La guerra necessaria al protezionismo

Redazione

Perché il benessere dei più deboli non si raggiunge costruendo barriere

Se si dovesse citare quali sono i problemi dell’economia mondiale più discussi a Davos, indubbiamente nella classifica ci sarebbe il tema della “disuguaglianza”. Non c’è solo il report di Oxfam sulla disuguaglianza globale che con la sua discutibile metodologia ogni anno, in contemporanea con il World economic forum e con grande riscontro mediatico, ricorda come i ricchi siano sempre più ricchi. C’è anche la naturale preoccupazione di leader politici, banchieri e industriali sull'andamento della disuguaglianza all’interno dei paesi sviluppati e sui frutti della crescita economica che rischiano di essere raccolti solo da pochi, una miscela che è la benzina perfetta per i partiti anti sistema. Ma se per i populisti è semplice e conveniente rispondere con slogan a presa rapida che invocano redistribuzione e protezione, alle classi dirigenti non basta urlare slogan e sventolare bandiere, si devono preoccupare di trovare soluzioni reali. E il protezionismo non è affatto una medicina, ma un veleno che rischia solo di aggravare la malattia e intossicare la società. Lo ha ribadito il presidente della Bce Mario Draghi per rispondere alle esternazioni del segretario al Tesoro Usa Steven Mnuchin, che fanno presagire una guerra valutaria tra Stati Uniti ed Europa.

 

I protezionisti mondiali, che vorrebbero porre un freno alla globalizzazione per aiutare i più poveri tra i poveri, ad esempio dimenticano di dire che pochi hanno vinto dalla globalizzazione come i cittadini dei paesi in via di sviluppo: negli ultimi trent’anni la disuguaglianza globale è diminuita drasticamente, proprio a causa della crescita dei paesi emergenti, e quasi un miliardo di persone è uscito dalla povertà assoluta. Nel mondo i paesi in cui la disuguaglianza è diminuita sono il doppio di quelli in cui è cresciuta, ed è indubbio che questa spinta sia arrivata proprio dalla globalizzazione e dalla maggiore libertà di commerciare e di spostarsi. Naturalmente questo fenomeno epocale ha portato contraccolpi nell’Occidente sviluppato, dove in molti paesi la disuguaglianza è aumentata. Ma per affrontare questo problema i paesi sviluppati dovrebbero pensare a come riformare il proprio modello di sviluppo e in particolare il proprio sistema di welfare, per renderlo più universale e capace di aiutare chi ha vero bisogno.
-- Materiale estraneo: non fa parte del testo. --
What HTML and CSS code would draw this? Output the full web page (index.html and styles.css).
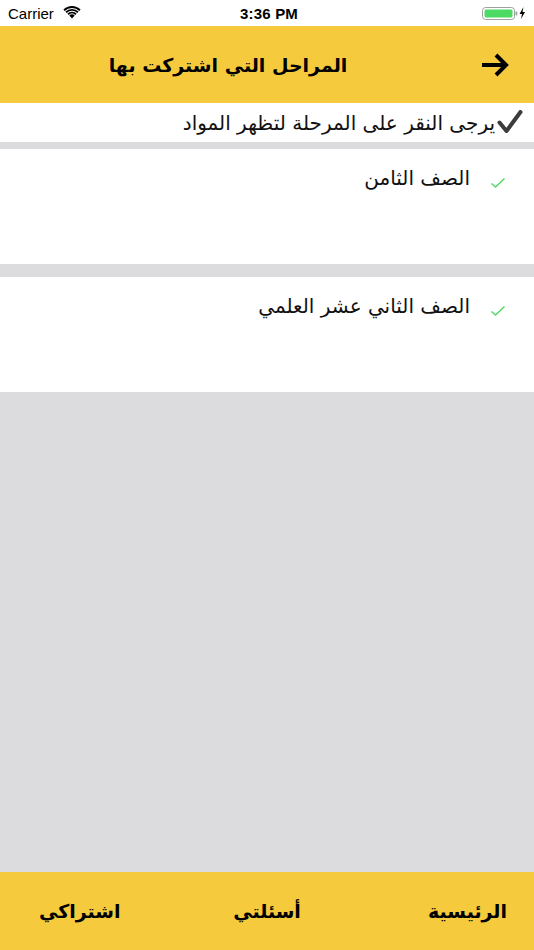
FILE: index.html
```html
<!DOCTYPE html>
<html lang="ar">
<head>
<meta charset="utf-8">
<link rel="stylesheet" href="styles.css">
</head>
<body>
<div class="screen">
  <div class="status">
    <div class="st-left">
      <span>Carrier</span>
      <svg width="18" height="13" viewBox="0 0 18 13" class="wifi">
        <path d="M9 12.5 L6.3 9.6 A3.9 3.9 0 0 1 11.7 9.6 Z" fill="#000"/>
        <path d="M4.4 7.6 A6.6 6.6 0 0 1 13.6 7.6 L12.3 8.9 A4.8 4.8 0 0 0 5.7 8.9 Z" fill="#000"/>
        <path d="M2.4 5.6 A9.4 9.4 0 0 1 15.6 5.6 L14.3 6.9 A7.6 7.6 0 0 0 3.7 6.9 Z" fill="#000"/>
        <path d="M0.4 3.6 A12.2 12.2 0 0 1 17.6 3.6 L16.3 4.9 A10.4 10.4 0 0 0 1.7 4.9 Z" fill="#000"/>
      </svg>
    </div>
    <div class="st-time">3:36 PM</div>
    <div class="st-right">
      <svg width="44" height="14" viewBox="0 0 44 14">
        <rect x="0.5" y="1.5" width="32" height="12" rx="3" fill="none" stroke="#a0a0a0"/>
        <rect x="2.5" y="3.5" width="28" height="8" rx="1.5" fill="#4cd964"/>
        <rect x="33.5" y="5.5" width="1.8" height="4" rx="0.8" fill="#a0a0a0"/>
        <path d="M41.5 1 L37.5 8 L40 8 L39 13 L43 6 L40.5 6 Z" fill="#000"/>
      </svg>
    </div>
  </div>
  <div class="header">
    <div class="title">المراحل التي اشتركت بها</div>
    <svg class="arrow" width="30" height="26" viewBox="0 0 30 26">
      <path d="M2 13 H26 M16 3 L26 13 L16 23" fill="none" stroke="#000" stroke-width="4" stroke-linecap="butt" stroke-linejoin="miter"/>
    </svg>
  </div>
  <div class="notice">
    <svg class="bigcheck" width="26" height="24" viewBox="0 0 26 24"><path d="M2.5 12.5 L9.5 21 L23.5 2" fill="none" stroke="#3c3c3c" stroke-width="4" stroke-linejoin="round" stroke-linecap="round"/></svg>
    <span>يرجى النقر على المرحلة لتظهر المواد</span>
  </div>
  <div class="list">
    <div class="card">
      <svg class="gcheck" width="16" height="12" viewBox="0 0 16 12"><path d="M1.5 6.5 L5.5 10 L14.5 1.5" fill="none" stroke="#4cd964" stroke-width="1.4"/></svg>
      <span class="ctext">الصف الثامن</span>
    </div>
    <div class="card">
      <svg class="gcheck" width="16" height="12" viewBox="0 0 16 12"><path d="M1.5 6.5 L5.5 10 L14.5 1.5" fill="none" stroke="#4cd964" stroke-width="1.4"/></svg>
      <span class="ctext">الصف الثاني عشر العلمي</span>
    </div>
  </div>
  <div class="filler"></div>
  <div class="tabbar">
    <div class="tab t-right">الرئيسية</div>
    <div class="tab t-mid">أسئلتي</div>
    <div class="tab t-left">اشتراكي</div>
  </div>
</div>
</body>
</html>
```

FILE: styles.css
```css
* { box-sizing: border-box; }
html, body { margin: 0; padding: 0; }
body { width: 534px; height: 950px; overflow: hidden; font-family: "DejaVu Sans", "Noto Sans", sans-serif; }
.screen { width: 534px; height: 950px; display: flex; flex-direction: column; background: #dcdbde; }
.status { height: 26px; background: #fff; display: flex; align-items: center; justify-content: space-between; padding: 0 8px; font-family: "Liberation Sans", sans-serif; font-size: 15px; color: #000; }
.st-left { display: flex; align-items: center; gap: 9px; width: 120px; }
.wifi { margin-top: -2px; }
.st-time { font-weight: bold; font-size: 15px; letter-spacing: 0.2px; margin-left: 4px; }
.st-right { width: 120px; display: flex; justify-content: flex-end; }
.header { height: 77px; background: #f5cb3d; display: flex; align-items: center; justify-content: space-between; direction: ltr; padding: 0 24px 0 0; }
.title { flex: 1; text-align: center; font-weight: bold; font-size: 19px; direction: rtl; padding-right: 24px; color: #000; }
.arrow { display: block; }
.notice { height: 39px; background: #fff; direction: rtl; display: flex; align-items: center; padding-right: 11px; font-size: 20px; color: #111; gap: 2px; }
.bigcheck { display: block; margin-top: -2px; }
.list { padding-top: 7px; display: flex; flex-direction: column; gap: 13px; }
.card { height: 115px; background: #fff; direction: rtl; display: flex; align-items: flex-start; padding: 17px 28px 0 0; gap: 20px; }
.gcheck { margin-top: 11px; }
.ctext { font-size: 20px; color: #111; }
.filler { flex: 1; }
.tabbar { height: 78px; background: #f5cb3d; display: flex; align-items: center; justify-content: space-between; direction: rtl; padding: 0 27px 0 39px; font-weight: bold; font-size: 19px; color: #000; }
.tab { width: 90px; }
.t-right { text-align: right; }
.t-mid { text-align: center; margin-right: 12px; }
.t-left { text-align: left; }
```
Bisogna proteggere le persone, non proteggersi dagli scambi, dalla concorrenza e dalla competizione. Altrimenti il rischio è di ammazzare la crescita senza risolvere i problemi. E’ la linea che Mario Draghi già esponeva in America a Jackson Hole, quando metteva in guardia sui rischi per la crescita globale che pongono il protezionismo e le sue guerre valutarie e commerciali. “Abbiamo bisogno di protezione, non di protezionismo”, era il succo del messaggio di Draghi. Vale ancora.